At first glance, most of these stories don't appear to be "mysteries" at all. Only two of Block's selections are traditional P.I. stories - "A Book of Kells" by Jeremiah Healy, and "The Big Bite" by Bill Pronzini. These are fun stories, and fans of the veteran mystery authors' series detectives - John Francis Cuddy and Nameless - will enjoy a visit with old friends. The sole "amateur sleuth" story, "Missing in Action" by Peter Robinson, revisits Frank Bascombe, the schoolmaster hero of "In Flanders Fields," in the World War II Britain setting that Robinson recreated so lovingly for his great novel "In a Dry Season."

Of the remaining stories, three are single-case police procedurals: "Easy Street" by T. Jefferson Parker, "Under Suspicion" by Clark Howard and "Erie's Last Day" by Steve Hockensmith. Howard and Parker are genre veterans, and they both give fun /creepy twists to old formulas, but Hockensmith does something more. Through a collection of short vivid scenes, the story follows a veteran cop through his last day on the job. Larry Erie solves his case, but not in the way you might expect, and what lingers are the mundane but unexpected details of Erie's day. Despite its subject, "Erie's Last Day" feels less like a mystery than a story about an ordinary guy who happens to be a cop.

Erie is less like the sleuths in the other whodunits, and more like the characters in the collection's most interesting stories - ordinary people whose lives are touched by violence or crime. The heroine of Jennifer Anderson's terrifically creepy "Things that Make Your Heart Beat Faster," is a police officer, and she solves some crimes, but the story is really about a woman surviving in an alien world. Shelly Wolansky, in Michael Downs' "Prison Food," may be a chef who cooks for death row inmates, but she is more worried about how her rebellious son will survive in the world. In "Her Hollywood" by Michael Hyde, a young teenager becomes obsessed with the fate of a murdered classmate. And in the collection's best story, Thomas Lynch's "Blood Sport", an undertaker must embalm a murder victim he knew when she was a girl. For all of these characters, the challenge of the traditional mystery protagonist is beside the point - they aren't in the position to "solve" anything, and even if they were, what difference could it make?

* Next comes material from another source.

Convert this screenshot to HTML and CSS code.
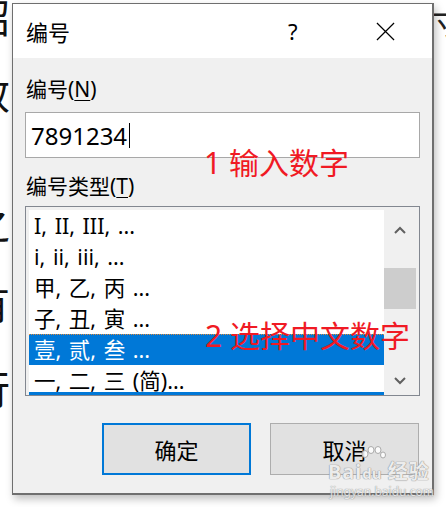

If there's anything like a trend in this collection, it's the story of a seemingly powerless victim - usually young, almost always female - in an inescapable situation. Joyce Carol Oates, who practically invented the victim story, is back in this volume with "The Girl with the Blackened Eye." This story of an abduction is exceptionally well-written but almost pornographic in its detail, and readers will have to decide where the line between sympathy and sensationalism lies. In John Salter's "Big Ranch," a sweet but dim Native American girl lives in sexual slavery at a logging camp, and in David Means' "Carnie" a father regrets a tragic event involving his daughter. In "The Face-Lift" by Roxana Robinson and "Push Comes to Shove" by Nathan Walpow, the victims appear in unusual guises - a privileged Latin American woman, and a male professional wrestler - with surprising consequences. And in the best of the victim stories, William Gay's modern Gothic fairytale "The Paperhanger," the lines between victim, hero, and monster are eerily blurred.

Purists might question many of Block's choices, wondering how they ended up in a book of "mystery" stories. But Block, who has published dozens of traditional mystery stories himself, has chosen diverse and well-written stories true to the spirit of classic crime writing. The issue here is not "literature" versus "genre" (although less than half of the stories come from traditional "mystery" publications) but the potential for a short story to be something other than a novel in miniature. The mystery story comes to life, it seems, when it is less than about mystery than it is about life.